Vor Konstrukten mit Sternchen, Doppelpunkt oder Unterstrich schrecken viele zurück. Aber zum einen kann der Mensch sich an diese Lösungen gewöhnen, zum anderen gibt es häufig geschlechtsneutrale Alternativen. Diese News z. B. ist durchgehend neutral formuliert – funktioniert. Das generische Maskulinum ist wirklich verzichtbar, bedarf jedoch einer Umstellung beim Verfassen von Texten. Warum immer nur Personen beschreiben, wenn man stattdessen eine Tätigkeit beschreiben und dabei auch noch gendergerecht formulieren kann? Auch gibt es häufig Synonyme, die eine neutrale Formulierung ermöglichen.

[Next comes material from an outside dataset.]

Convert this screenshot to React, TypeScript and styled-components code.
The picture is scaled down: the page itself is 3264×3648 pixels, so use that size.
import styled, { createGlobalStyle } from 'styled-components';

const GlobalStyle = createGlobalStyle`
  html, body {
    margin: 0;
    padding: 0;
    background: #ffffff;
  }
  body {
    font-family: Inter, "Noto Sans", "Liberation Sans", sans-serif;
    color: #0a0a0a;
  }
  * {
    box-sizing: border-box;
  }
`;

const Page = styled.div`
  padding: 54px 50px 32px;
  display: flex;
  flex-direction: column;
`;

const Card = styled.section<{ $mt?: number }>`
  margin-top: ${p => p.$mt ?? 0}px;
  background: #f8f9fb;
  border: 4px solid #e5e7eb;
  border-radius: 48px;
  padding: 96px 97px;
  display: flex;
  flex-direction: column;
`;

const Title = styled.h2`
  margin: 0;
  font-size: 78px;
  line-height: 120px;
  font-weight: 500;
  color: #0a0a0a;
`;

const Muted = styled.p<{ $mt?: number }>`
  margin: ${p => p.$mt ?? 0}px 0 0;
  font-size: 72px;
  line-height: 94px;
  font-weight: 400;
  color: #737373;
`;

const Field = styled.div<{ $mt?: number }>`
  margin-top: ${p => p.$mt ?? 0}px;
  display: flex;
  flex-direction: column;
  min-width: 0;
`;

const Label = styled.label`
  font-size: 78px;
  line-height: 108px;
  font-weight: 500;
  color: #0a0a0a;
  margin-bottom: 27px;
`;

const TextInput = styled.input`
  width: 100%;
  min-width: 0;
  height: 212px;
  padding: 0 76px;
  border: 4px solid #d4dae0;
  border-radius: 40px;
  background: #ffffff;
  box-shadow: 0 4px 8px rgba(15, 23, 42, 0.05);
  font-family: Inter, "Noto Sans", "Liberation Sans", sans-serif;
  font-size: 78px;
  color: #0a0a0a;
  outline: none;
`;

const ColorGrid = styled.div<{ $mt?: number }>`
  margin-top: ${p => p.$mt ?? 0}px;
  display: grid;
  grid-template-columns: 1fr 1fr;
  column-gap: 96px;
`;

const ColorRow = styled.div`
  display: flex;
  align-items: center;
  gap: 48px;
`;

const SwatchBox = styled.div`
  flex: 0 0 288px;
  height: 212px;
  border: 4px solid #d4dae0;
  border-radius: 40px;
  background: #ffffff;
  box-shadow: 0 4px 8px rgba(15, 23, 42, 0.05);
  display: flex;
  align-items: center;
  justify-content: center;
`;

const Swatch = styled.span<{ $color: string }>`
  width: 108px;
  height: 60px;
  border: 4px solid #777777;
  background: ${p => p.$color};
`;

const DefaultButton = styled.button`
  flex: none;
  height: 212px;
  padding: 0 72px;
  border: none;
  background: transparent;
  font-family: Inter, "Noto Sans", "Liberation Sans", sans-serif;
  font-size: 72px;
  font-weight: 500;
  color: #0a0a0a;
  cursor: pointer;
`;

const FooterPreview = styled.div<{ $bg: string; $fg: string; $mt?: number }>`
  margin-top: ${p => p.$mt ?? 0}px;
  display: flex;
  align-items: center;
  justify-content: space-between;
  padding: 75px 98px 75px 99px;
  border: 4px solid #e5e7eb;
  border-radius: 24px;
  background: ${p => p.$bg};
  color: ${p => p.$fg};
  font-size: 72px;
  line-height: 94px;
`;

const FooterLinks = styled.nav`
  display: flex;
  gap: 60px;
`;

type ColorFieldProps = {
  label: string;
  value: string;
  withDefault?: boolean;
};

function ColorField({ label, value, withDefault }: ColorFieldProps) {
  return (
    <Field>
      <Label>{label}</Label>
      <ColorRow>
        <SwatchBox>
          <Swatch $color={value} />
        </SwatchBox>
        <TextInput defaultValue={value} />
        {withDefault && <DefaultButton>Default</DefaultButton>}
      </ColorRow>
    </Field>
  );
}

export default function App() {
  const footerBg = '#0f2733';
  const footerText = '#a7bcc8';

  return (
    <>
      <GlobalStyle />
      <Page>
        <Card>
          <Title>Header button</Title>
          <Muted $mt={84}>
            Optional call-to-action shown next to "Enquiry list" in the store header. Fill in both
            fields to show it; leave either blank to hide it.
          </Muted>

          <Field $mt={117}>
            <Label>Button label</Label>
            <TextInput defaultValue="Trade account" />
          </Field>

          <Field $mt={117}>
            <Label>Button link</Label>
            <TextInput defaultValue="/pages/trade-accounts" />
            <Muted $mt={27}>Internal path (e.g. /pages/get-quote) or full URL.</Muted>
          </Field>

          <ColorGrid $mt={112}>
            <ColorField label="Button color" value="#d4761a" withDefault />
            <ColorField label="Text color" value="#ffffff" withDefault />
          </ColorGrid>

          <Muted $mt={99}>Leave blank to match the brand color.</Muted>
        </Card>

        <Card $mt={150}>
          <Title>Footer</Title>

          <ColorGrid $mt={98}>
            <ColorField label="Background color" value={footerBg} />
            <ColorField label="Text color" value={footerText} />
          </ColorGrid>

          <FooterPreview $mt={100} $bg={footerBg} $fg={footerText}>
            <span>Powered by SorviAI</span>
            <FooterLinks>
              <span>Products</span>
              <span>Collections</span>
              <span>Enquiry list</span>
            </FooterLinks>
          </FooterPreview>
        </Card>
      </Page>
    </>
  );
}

Wie kompliziert und zeitaufwendig das Gendern ist, hängt natürlich von Zweck und Umfang der jeweiligen Website ab. Es lohnt sich auf jeden Fall, einmal zu prüfen, wie viele geschlechtsspezifische Formulierungen im eigenen Internetauftritt vertreten sind. Vielleicht sind es weniger als gedacht und der Schritt hin zur geschlechtsneutralen / gendergerechten Seite bedarf nur weniger Arbeitsstunden. Oder Sie fangen klein an und formulieren die künftigen News durchgehend geschlechtsneutral. Wir finden: Einen Versuch wäre es wert!

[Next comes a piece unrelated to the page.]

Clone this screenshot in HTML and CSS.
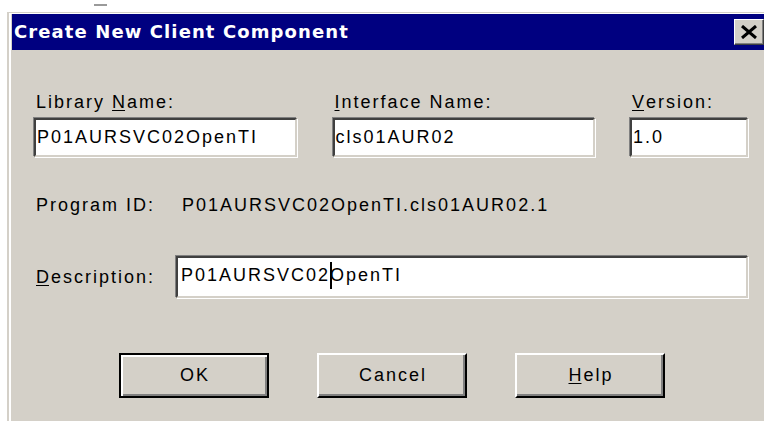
FILE: index.html
```html
<!DOCTYPE html>
<html lang="en">
<head>
<meta charset="utf-8">
<title>Create New Client Component</title>
<link rel="stylesheet" href="styles.css">
</head>
<body>
<div class="desk"><span class="speck"></span></div>
<div class="window">
  <div class="titlebar">
    <span class="title">Create New Client Component</span>
    <button class="close" type="button" aria-label="Close">
      <svg width="18" height="14" viewBox="0 0 18 14" aria-hidden="true">
        <path d="M2 1 L16 13 M16 1 L2 13" stroke="#000" stroke-width="3" fill="none"/>
      </svg>
    </button>
  </div>
  <div class="panel">
    <div class="names">
      <div class="group">
        <label class="label">Library <u>N</u>ame:</label>
        <div class="edit">P01AURSVC02OpenTI</div>
      </div>
      <div class="group">
        <label class="label"><u>I</u>nterface Name:</label>
        <div class="edit">cls01AUR02</div>
      </div>
      <div class="group">
        <label class="label"><u>V</u>ersion:</label>
        <div class="edit">1.0</div>
      </div>
    </div>
    <div class="row progid">
      <span class="label">Program ID:</span>
      <span class="value">P01AURSVC02OpenTI.cls01AUR02.1</span>
    </div>
    <div class="row desc">
      <span class="label"><u>D</u>escription:</span>
      <div class="edit tall">P01AURSVC02<span class="caret"></span>OpenTI</div>
    </div>
    <div class="buttons">
      <button class="btn default" type="button">OK</button>
      <button class="btn" type="button">Cancel</button>
      <button class="btn" type="button"><u>H</u>elp</button>
    </div>
  </div>
</div>
</body>
</html>
```
FILE: styles.css
```css
html, body {
  margin: 0;
  padding: 0;
  background: #fff;
  overflow: hidden;
}

body {
  width: 764px;
  height: 421px;
  font-family: "Liberation Sans", Arial, sans-serif;
  font-size: 18px;
  letter-spacing: 2px;
  color: #000;
}

/* strip of desktop above the dialog */
.desk {
  height: 12px;
  display: flex;
}

.speck {
  width: 13px;
  height: 2px;
  margin: 4px 0 0 94px;
  background: #9a9a9a;
}

/* dialog frame */
.window {
  margin-left: 7px;
  width: 757px;
  height: 409px;
  box-sizing: border-box;
  background: #d4d0c8;
  border-top: 1px solid #d4d0c8;
  border-left: 2px solid #d4d0c8;
  box-shadow: inset 2px 1px 0 #fff;
  padding: 1px 0 0 3px;
}

.titlebar {
  height: 36px;
  background: #000080;
  display: flex;
  align-items: center;
  justify-content: space-between;
  padding-left: 2px;
}

.title {
  color: #fff;
  font-family: "DejaVu Sans", Verdana, sans-serif;
  font-weight: bold;
  font-size: 18px;
  letter-spacing: 1.1px;
  line-height: 20px;
  white-space: nowrap;
}

.close {
  width: 30px;
  height: 26px;
  padding: 0;
  margin: 0;
  background: #d4d0c8;
  border: 1px solid;
  border-color: #fff #404040 #404040 #fff;
  box-shadow: inset -1px -1px 0 #808080;
  display: flex;
  align-items: center;
  justify-content: center;
}

/* dialog contents */
.panel {
  padding: 42px 16px 0 22px;
}

.label {
  display: block;
  line-height: 20px;
  padding-left: 2px;
  white-space: nowrap;
}

u {
  letter-spacing: 0;
  margin-right: 2px;
  text-underline-offset: 2px;
}

.names {
  display: grid;
  grid-template-columns: 263px 262px 118px;
  justify-content: space-between;
}

.group .label {
  margin-bottom: 6px;
}

.edit {
  height: 39px;
  box-sizing: border-box;
  background: #fff;
  border: 2px solid;
  border-color: #404040 #d4d0c8 #d4d0c8 #404040;
  box-shadow: -1px -1px 0 #808080, 1px 1px 0 #fff;
  display: flex;
  align-items: center;
  padding: 0 0 1px 1px;
  white-space: nowrap;
  overflow: hidden;
}

.row {
  display: grid;
  grid-template-columns: 142px 1fr;
  align-items: center;
}

.progid {
  margin-top: 38px;
  line-height: 20px;
}

.progid .value {
  padding-left: 6px;
  white-space: nowrap;
}

.desc {
  margin-top: 41px;
}

.edit.tall {
  height: 42px;
  padding: 0 0 4px 3px;
}

.caret {
  display: inline-block;
  width: 2px;
  height: 27px;
  margin-right: -2px;
  background: #000;
  vertical-align: middle;
}

.buttons {
  display: flex;
  justify-content: center;
  gap: 48px;
  margin-top: 55px;
  padding-left: 2px;
}

.btn {
  width: 150px;
  height: 45px;
  box-sizing: border-box;
  margin: 0;
  padding: 0 0 0 2px;
  background: #d4d0c8;
  font-family: inherit;
  font-size: 18px;
  letter-spacing: 2px;
  color: #000;
  border: 2px solid;
  border-color: #fff #000 #000 #fff;
  box-shadow: inset -2px -2px 0 #808080;
}

.btn.default {
  border-color: #000;
  box-shadow: inset 2px 2px 0 #fff, inset -2px -2px 0 #808080;
}
```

Kurz und knapp Wagen Sie den ersten Schritt
- Fangen Sie ruhig klein an, mit der Zeit werden Sie sich an neue Formulierungen gewöhnen.
- Gendern muss nicht zwingend sprachlich unschön sein, sondern kann auch zu kreativen Lösungen führen.
Nebenbei bemerkt Unsere Fußnoten
* Dieses "damals" ist nicht so lange her, wie man gerne annehmen würde. Das Wahlrecht für Frauen ist in Deutschland z. B. erst im Jahre 1918 in Kraft getreten. Bis dahin gab es also ausschließlich Wähler, weshalb das Wort "Wählerin" im Sprachgebrauch einfach nicht notwendig war. Ähnlich verhält es sich mit sehr vielen Berufsbezeichnungen, da die entsprechenden Berufe lange Zeit ausschließlich von Männern ausgeübt werden durften.
** Laut einem Urteil von 2018 muss "divers" als drittes Geschlecht im Geburtenregister geführt werden. Im Englischen heißt es non-binary.